As the eve of the 2017 municipal elections was approaching, a local multicultural association in Varissuo hosted a debate that included candidates from the majority of the parties that were standing. For an ethnographer, the evening was confusing: even when asked to do so, candidates representing the entire political spectrum from far-right to feminist, left-wing to conservative, failed to produce a definition of multiculturalism, let alone debate it. As the event came to an end, one candidate noted, “Well, we're not so far from each other after all,” to which many others nodded in agreement. This apparent uniformity across political divides makes sense if we return to Mathur's (2020) notion of utopianization. While the welfare state in itself can be perceived as utopian, the Integration Spectacle is everything but; there are no ideals to agree on, as the case of “multiculturalism” shows. Instead, what the politicians in the previous example, as well as many of the professionals I worked with, orient themselves toward are words with no agreed definition but which are, nevertheless, elevated to policy. Spectacle being the graveyard of utopia means that the majority of people were left with an illusion of knowing what they were working toward while being able neither to describe nor reflect on it.
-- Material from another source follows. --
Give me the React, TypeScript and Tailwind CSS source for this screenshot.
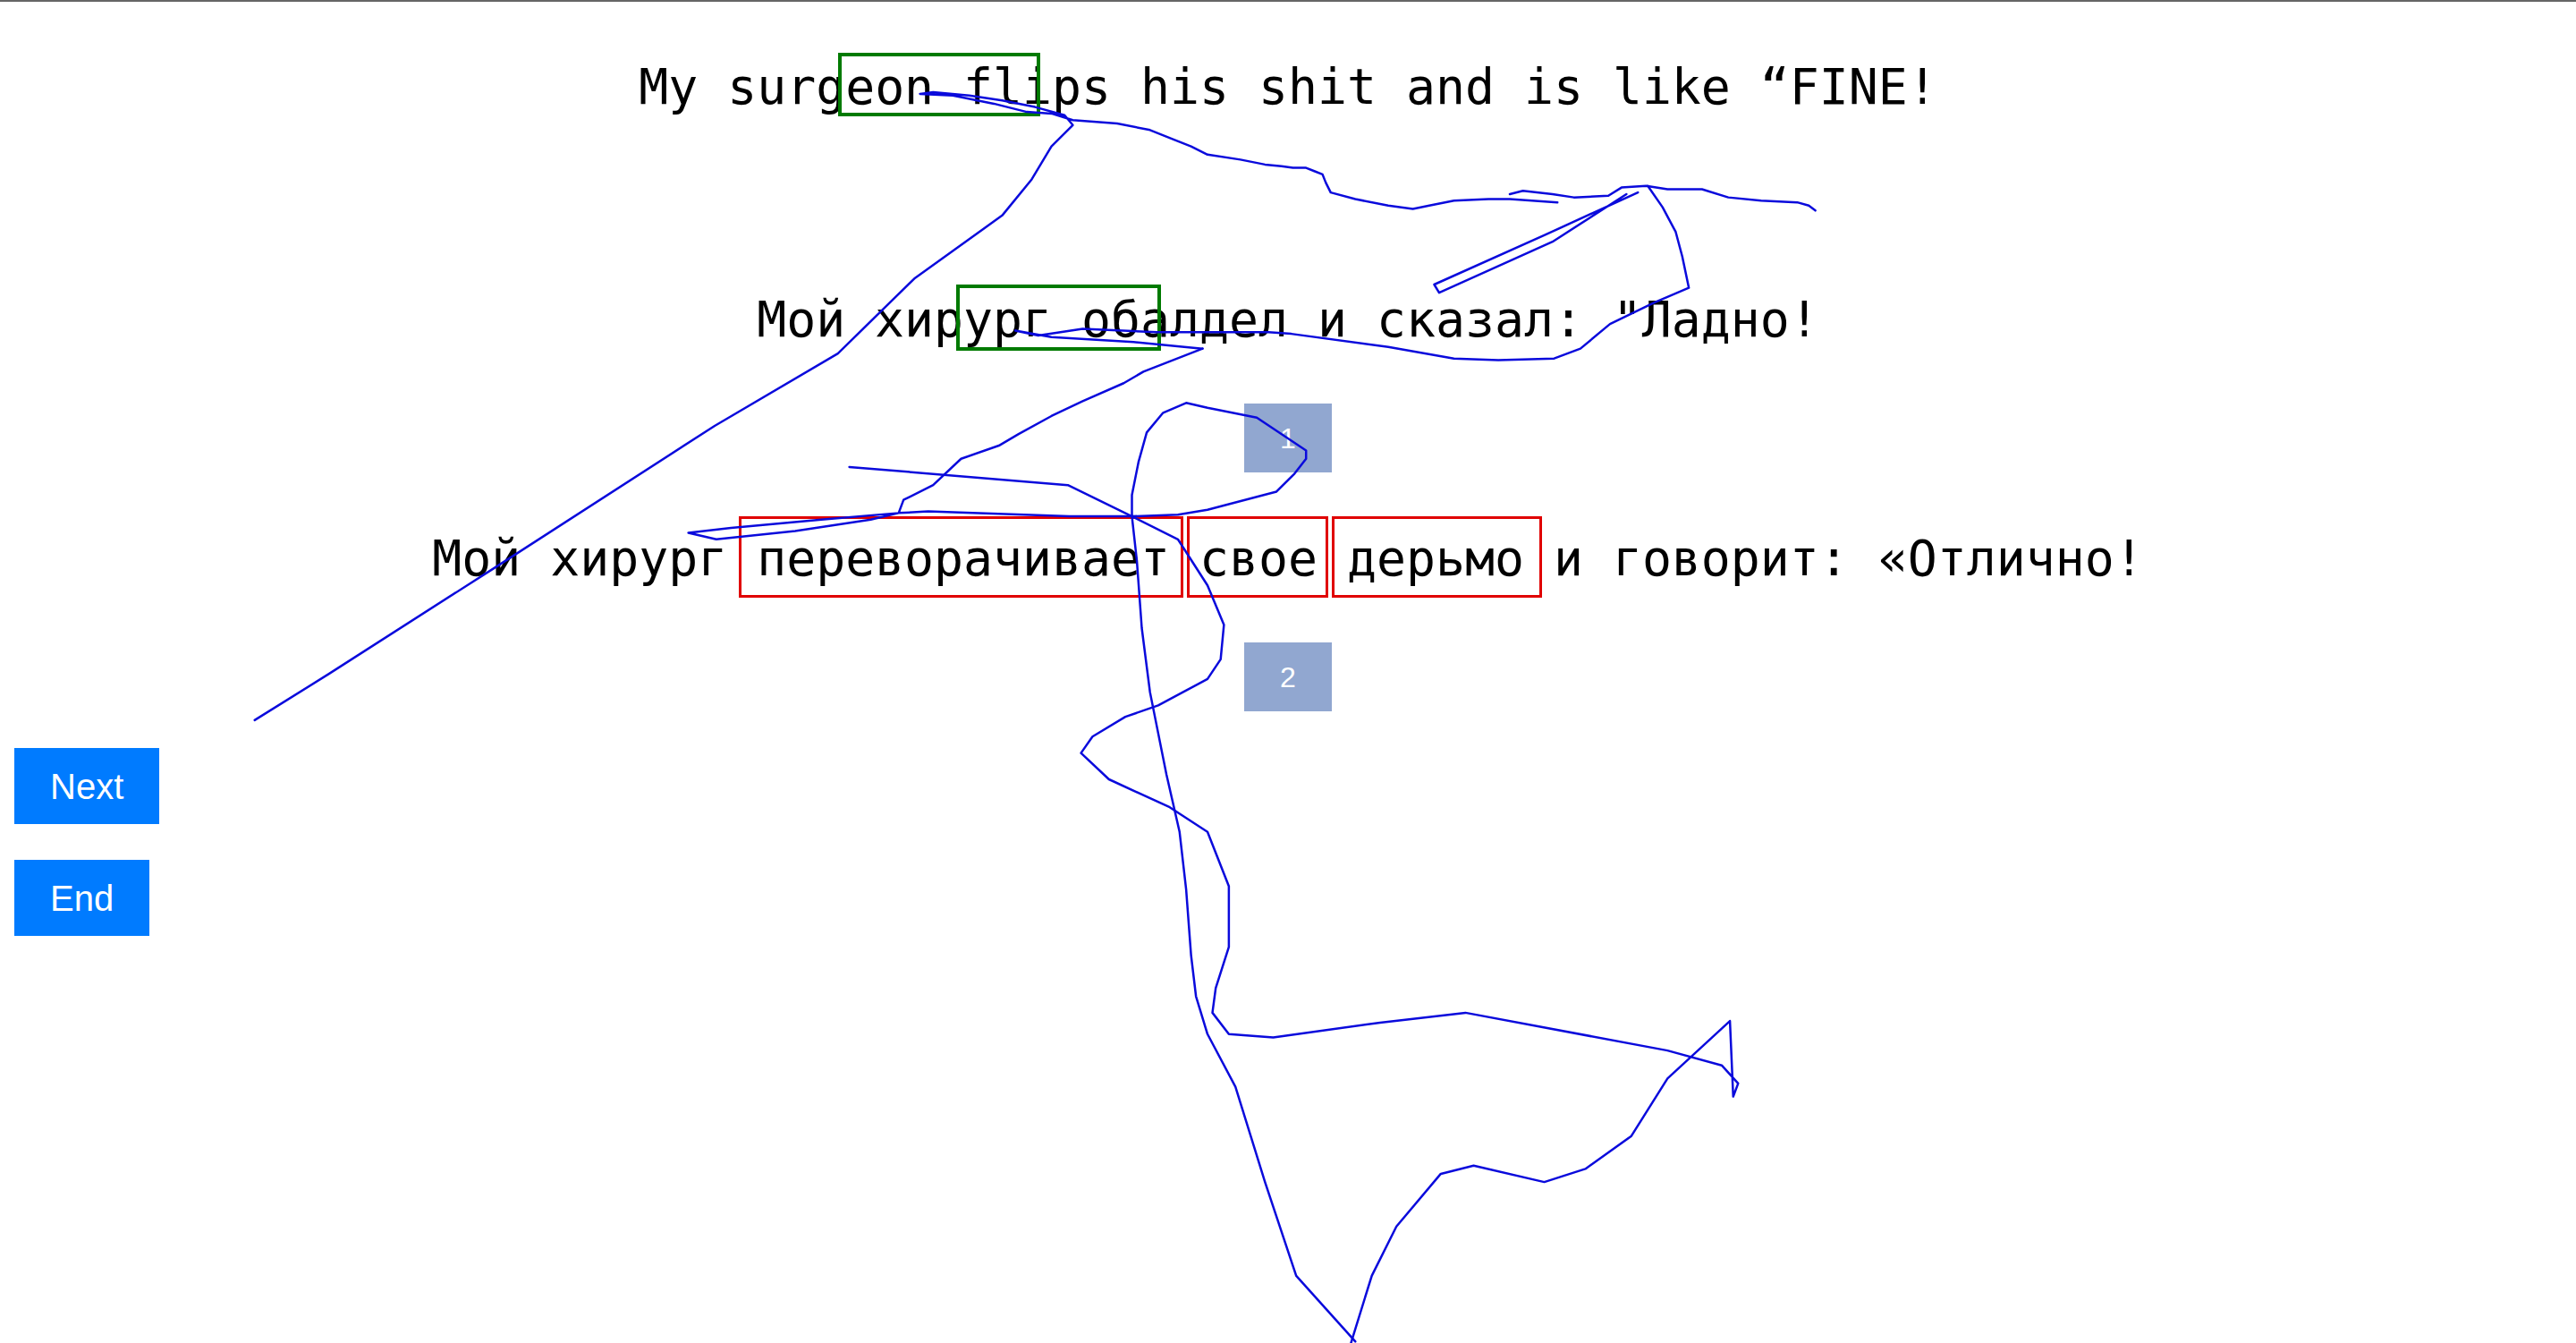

Conclusion: Spectacular survival

In this article, I have sought to analyze how migration and so-called integration policies produce outcomes that contradict their stated aims. By exploring the Finnish neoliberal welfare system, the development of suburbs such as Varissuo and, most importantly, life within the integration economy, I have argued that maintaining the appearance of working toward change concealed pervasive structural inequalities.

Exploring a “bordering encounter” in a post-Soviet context, Dace Dzenovska (2014) evokes the concept of “normal life,” which exceeds the contours of what I have referred to as survival: freedom from social and economic immobility and the feeling of being able to participate in the national polity. What I have called the Integration Spectacle entails a misrecognition of what “normal life” is about. The focus on the reified individual, within a considerably vertical power hierarchy, muted critical engagement with structural inequalities. Under the spectacle, people approached Varissuo's socio-economic conditions primarily as if there were no systemic impediments to the principle of equal opportunities that was so revered. Instead, when the socio-economic precarity of residents was the topic, there was an inclination to frame it solely as a problem of both integration and vaguely defined “cultural differences.” The result was a circular integration economy that sought to fight marginalization by investing in the very same structures that reproduced it.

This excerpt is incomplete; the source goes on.